To clarify, when it comes to dictation, Nuance’s Dragon is the best in the market (which is why it is so expensive). It can understand one person speaking into a recorder (with no accent and no background noise) pretty well because you train it to your voice, and a personal language file is slowly compiled after hours of correcting its output. Still, you have to have a heavy editing hand or else verbalize “comma”, “period”, “new paragraph”. Likewise for Siri or Cortana. You can give them commands or even short-form voice messages, but they are going to have a hard time with multiple speakers, people with thick accents, and the processing time for long-form transcription (i.e. for an hour-long lecture or interview) will take longer that it would for a professional to transcribe.

A Human Transcriptionist is Necessary When You Cannot Compromise on Quality

I work for journalists, academics, politicians, and business people who cannot tolerate mistakes. They may publish those transcripts in newspapers, on blogs, in scientific journals, or as a formal record of proceedings. “ur” (your) or “gonna” (going to) and no periods might be sufficient when communicating via SMS to friends or family, but it’s totally unacceptable for formal publications.
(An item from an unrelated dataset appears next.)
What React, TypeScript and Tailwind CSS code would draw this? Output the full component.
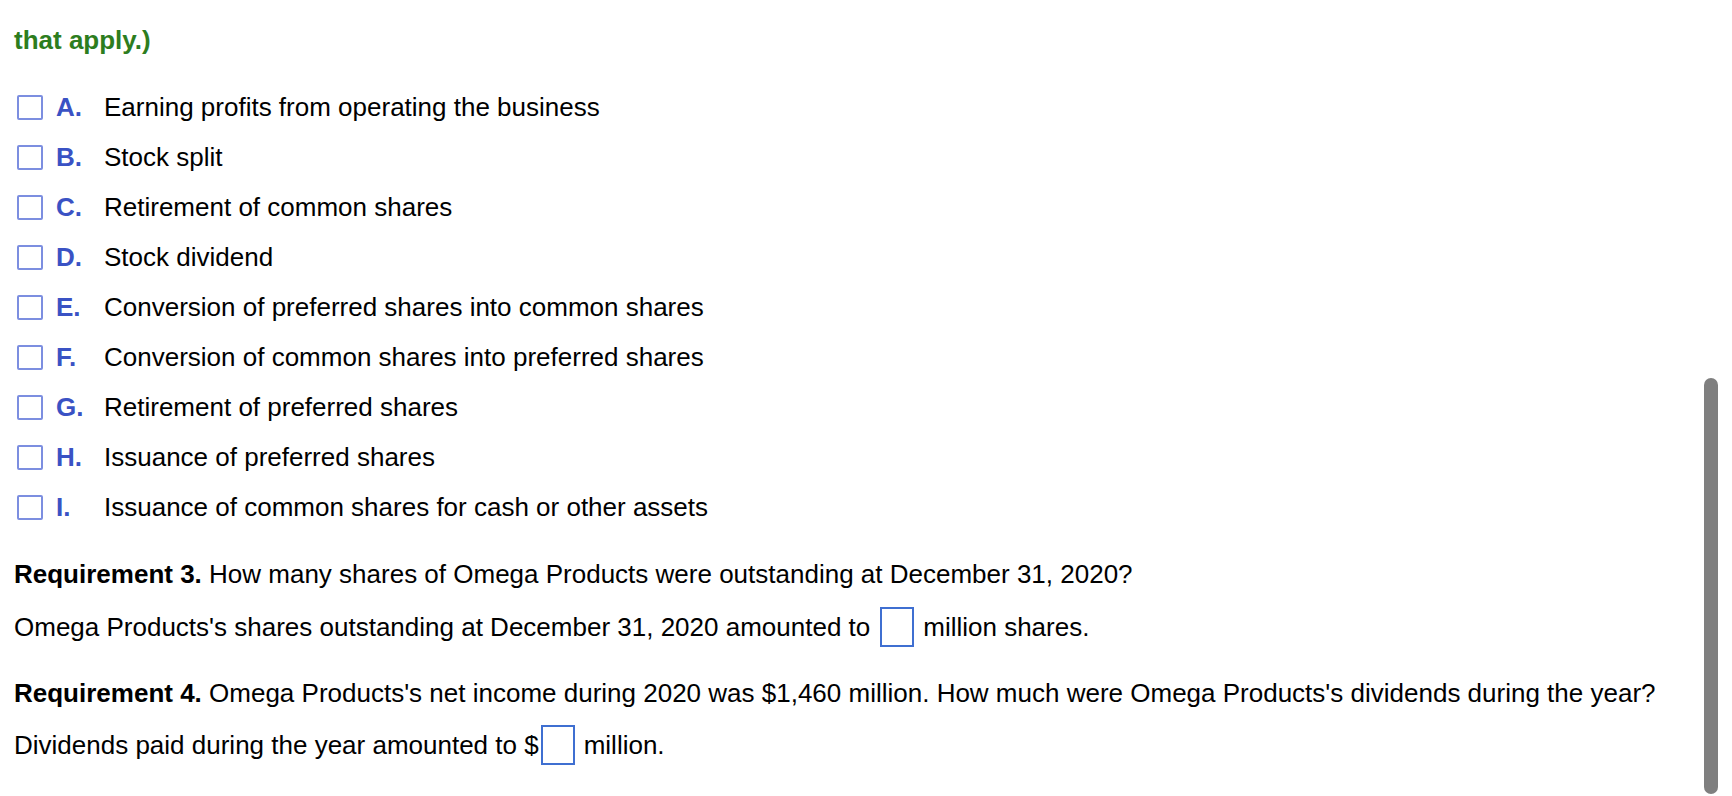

Incorrect grammar, spelling, punctuation, and capitalization can also be misleading and, frankly, can damage your credibility. You could be at risk of misquoting an interviewee. And anyone who’s in marketing knows that messaging is everything.

A Comparison

From time to time, I test speech-recognition software that’s available to the public (i.e. free). I have trained Windows Speech Recognition to my voice and tried to use my transcription software to process audio files. I have collected hundreds of hilarious and totally absurd transcripts, all of them completely unusable for a paying client. Not only do they take longer to proofread than it would to just transcribe them from scratch, but it takes a lot of processing power, and my (relatively new) computer slows down to the point that I can’t run any other programs.

Using YouTube Auto-Caps

This week, I decided to use YouTube’s automatic caption feature, which is based on Google’s state-of-the-art automatic speech recognition technology. I had a series of excellent quality audio files of around an hour each. The first thing to know about using YouTube to transcribe, even though it is free, it is very labor intensive. You cannot just upload an audio file to YouTube; it must have some sort of image. So just the process of adding an image to the audio file (with Movie Maker) takes a long time, about 50 minutes in my case.

Then you have to upload the file to YouTube and wait for it to process (about 20 minutes). There’s no notification to let you know the captions are available, but I’ve found that this is generally an overnight process.

On average, I can transcribe a one-hour file in 2.5-3 hours. For excellent audio quality, it would be close to two. So already, YouTube’s processing time has taken longer than me, a human transcriptionist.

Once the auto-caps are ready, they are available for download as an .srt, .vtt, or .scc file. These all have timecodes and other tagging embedded within them. I’ve been doing this for a while. So I have a series of macros to take all of the extraneous coding out, leaving only the spoken words. Then the problem remains that you have a long stream of text, all lowercase, with no punctuation or capitalization, no differentiation between speakers, not to mention recognition errors. So there is a lot of proofreading to do.

The Verdict: Transcription Still Significantly Faster and Substantially Higher Quality

Of the five one-hour files I tested, for proofreading alone, it took me anywhere from 2 to 6.5 hours. So taking into account all of the processing, the overnight captioning, and the proofreading, this is not beneficial to my productivity. Therefore, just as a professional translator would not judge Google Translate as adequate, I will not give discounts to proofread speech recognition files because it literally takes up to three times longer than to transcribe the same audio from scratch.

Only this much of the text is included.